- Work to do
Where a line contains the word "this", copy that line in full.

[Stored items from a collection]
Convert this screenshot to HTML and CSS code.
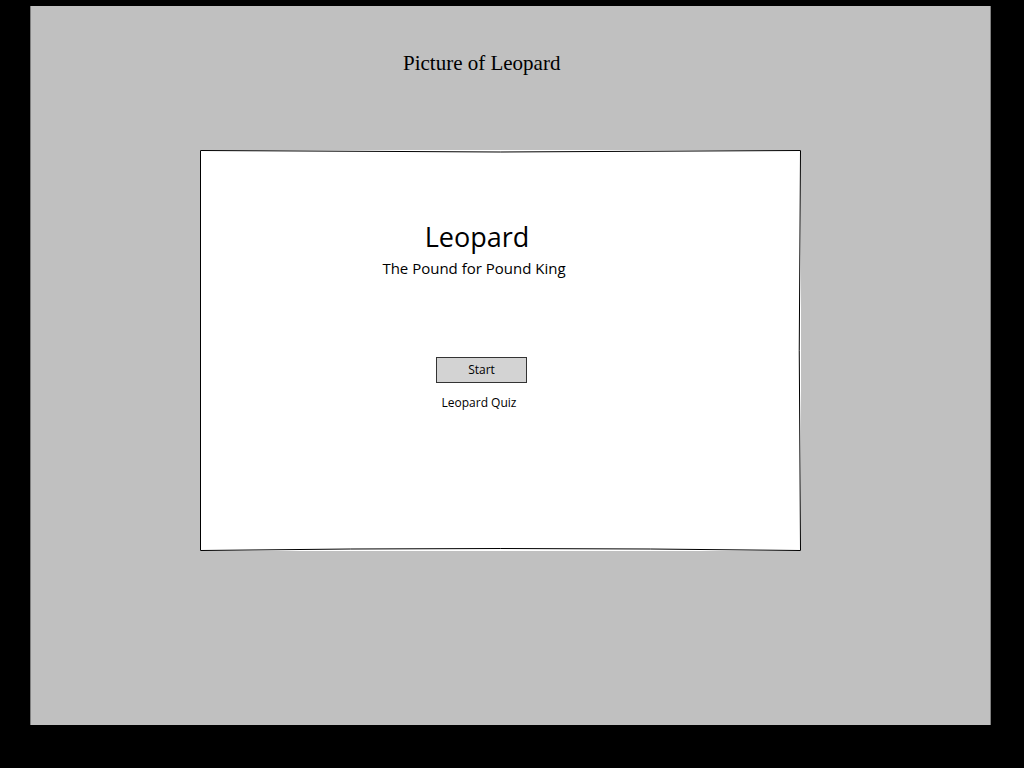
FILE: index.html
```html
<!DOCTYPE html>
<html>
<head>
<meta charset="utf-8">
<title>Picture of Leopard</title>
<link rel="stylesheet" href="styles.css">
</head>
<body>
<div class="panel">
  <div class="title">Picture of Leopard</div>
  <div class="card">
    <svg class="frame" viewBox="0 0 601 401" preserveAspectRatio="none" aria-hidden="true">
      <path d="M0.5,0.5 Q300,3.5 600.5,0.5 Q598,200 600.5,400.5 Q300,396.5 0.5,400.5 Z" fill="none" stroke="#000" stroke-width="1"/>
    </svg>
    <div class="content">
      <div class="heading">Leopard</div>
      <div class="subtitle">The Pound for Pound King</div>
      <div class="start">Start</div>
      <div class="quiz">Leopard Quiz</div>
    </div>
  </div>
</div>
</body>
</html>
```
FILE: styles.css
```css
html, body {
  margin: 0;
  padding: 0;
  background: #000;
}
body {
  width: 1024px;
  height: 768px;
  overflow: hidden;
}
.panel {
  margin-left: 30px;
  margin-top: 6px;
  width: 959px;
  height: 719px;
  background: #c0c0c0;
  border-left: 1px solid #808080;
  border-right: 1px solid #808080;
  overflow: hidden;
}
.title {
  margin-top: 45px;
  margin-left: 372px;
  height: 24px;
  font-family: "Liberation Serif", "Times New Roman", serif;
  font-size: 21px;
  line-height: 24px;
  color: #000;
}
.card {
  position: relative;
  margin-top: 75px;
  margin-left: 169px;
  width: 601px;
  height: 401px;
  background: #fff;
}
.frame {
  position: absolute;
  left: 0;
  top: 0;
  width: 601px;
  height: 401px;
}
.content {
  display: flex;
  flex-direction: column;
  align-items: center;
  width: 300px;
  margin-left: 127px;
  padding-top: 69px;
  font-family: "Open Sans", "Noto Sans", sans-serif;
  color: #000;
}
.heading {
  font-size: 27px;
  line-height: 36px;
}
.subtitle {
  font-size: 15px;
  line-height: 22px;
  margin-top: 2px;
  margin-right: 6px;
}
.start {
  box-sizing: border-box;
  margin-top: 78px;
  margin-left: 9px;
  width: 91px;
  height: 26px;
  background: #d3d3d3;
  border: 1px solid #333;
  font-size: 12px;
  line-height: 24px;
  text-align: center;
}
.quiz {
  margin-top: 11px;
  margin-left: 4px;
  font-size: 12px;
  line-height: 18px;
}
```
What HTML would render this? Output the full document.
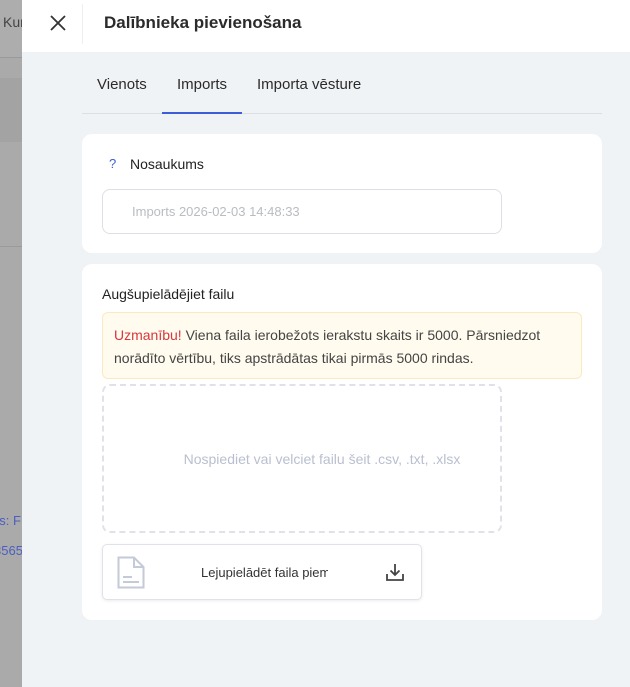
<!DOCTYPE html>
<html><head><meta charset="utf-8"><style>
*{box-sizing:border-box;margin:0;padding:0}
body{width:630px;height:687px;overflow:hidden;font-family:"Liberation Sans",sans-serif;background:#f0f3f5;position:relative}
.left{position:absolute;left:0;top:0;width:22px;height:687px;background:#aaaaaa;overflow:hidden}
.panel{position:absolute;left:22px;top:0;width:608px;height:687px;background:#f0f3f5}
.hdr{height:52px;background:#fff;position:relative}
.card{position:absolute;left:60px;width:520px;background:#fff;border-radius:10px}
</style></head><body>
<div class="left">
 <div style="position:absolute;top:0;height:58px;width:22px;background:#adadad;border-bottom:1px solid #9a9a9a"></div>
 <div style="position:absolute;top:14px;left:3px;font-size:14px;color:#444">Kur</div>
 <div style="position:absolute;top:78px;height:64px;width:22px;background:#a3a3a3"></div>
 <div style="position:absolute;top:246px;height:1px;width:22px;background:#9a9a9a"></div>
 <div style="position:absolute;top:513px;left:-8px;font-size:13px;color:#4a5fc0">es: F</div>
 <div style="position:absolute;top:543px;left:-6px;font-size:13px;color:#4a5fc0">3565</div>
</div>
<div class="panel">
 <div class="hdr">
  <svg style="position:absolute;left:28px;top:15px" width="16" height="16" viewBox="0 0 16 16"><path d="M1 1L15 15M15 1L1 15" stroke="#333" stroke-width="1.8"/></svg>
  <div style="position:absolute;left:60px;top:4px;width:1px;height:40px;background:#eee"></div>
  <div style="position:absolute;left:82px;top:13px;font-size:17px;color:#2b2b2b;font-weight:bold">Dalībnieka pievienošana</div>
 </div>
 <div style="position:absolute;left:60px;top:113px;width:520px;height:1px;background:#dcdfe3"></div>
 <div style="position:absolute;left:140px;top:112px;width:80px;height:2px;background:#3b5ed8"></div>
 <div style="position:absolute;left:75px;top:76px;font-size:15px;color:#2b2b2b">Vienots</div>
 <div style="position:absolute;left:155px;top:76px;font-size:15px;color:#2b2b2b">Imports</div>
 <div style="position:absolute;left:235px;top:76px;font-size:15px;color:#2b2b2b">Importa vēsture</div>

 <div class="card" style="top:134px;height:119px">
  <div style="position:absolute;left:27px;top:22px;font-size:13px;color:#3b5ed8">?</div>
  <div style="position:absolute;left:48px;top:22px;font-size:14px;color:#222">Nosaukums</div>
  <div style="position:absolute;left:20px;top:55px;width:400px;height:45px;border:1px solid #dcdfe6;border-radius:8px"></div>
  <div style="position:absolute;left:50px;top:70px;font-size:13px;color:#b9bcc2">Imports 2026-02-03 14:48:33</div>
 </div>

 <div class="card" style="top:264px;height:356px">
  <div style="position:absolute;left:20px;top:22px;font-size:14px;color:#222">Augšupielādējiet failu</div>
  <div style="position:absolute;left:20px;top:48px;width:480px;height:67px;background:#fffbee;border:1px solid #fbe9c0;border-radius:6px;padding:11px 11px;font-size:14px;line-height:23px;color:#444"><span style="color:#d9363e">Uzmanību!</span> Viena faila ierobežots ierakstu skaits ir 5000. Pārsniedzot norādīto vērtību, tiks apstrādātas tikai pirmās 5000 rindas.</div>
  <div style="position:absolute;left:20px;top:120px;width:400px;height:149px;border:2px dashed #e1e1ea;border-radius:8px"></div>
  <div style="position:absolute;left:20px;top:187px;width:440px;text-align:center;font-size:14px;color:#b9bfd0">Nospiediet vai velciet failu šeit .csv, .txt, .xlsx</div>
  <div style="position:absolute;left:20px;top:280px;width:320px;height:56px;border:1px solid #dfe2ea;border-radius:5px;box-shadow:0 1px 3px rgba(0,0,0,.08)">
   <svg style="position:absolute;left:14px;top:11px" width="28" height="33" viewBox="0 0 28 33"><path d="M1.5 1.5H17L26.5 11V31.5H1.5Z M17 1.5V11H26.5 M6 21H15 M6 26H22" fill="none" stroke="#c5cad8" stroke-width="2"/></svg>
   <div style="position:absolute;left:98px;top:20px;width:127px;overflow:hidden;white-space:nowrap;font-size:13px;color:#333">Lejupielādēt faila piemēru</div>
   <svg style="position:absolute;left:282px;top:17px" width="20" height="20" viewBox="0 0 20 20"><path d="M10 2V13M5.5 8.5L10 13L14.5 8.5M2 12V18H18V12" fill="none" stroke="#444" stroke-width="1.8"/></svg>
  </div>
 </div>
</div>
</body></html>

- Solution to the problem
Convert this screenshot to HTML and CSS code.
What HTML would render this? Output the full document.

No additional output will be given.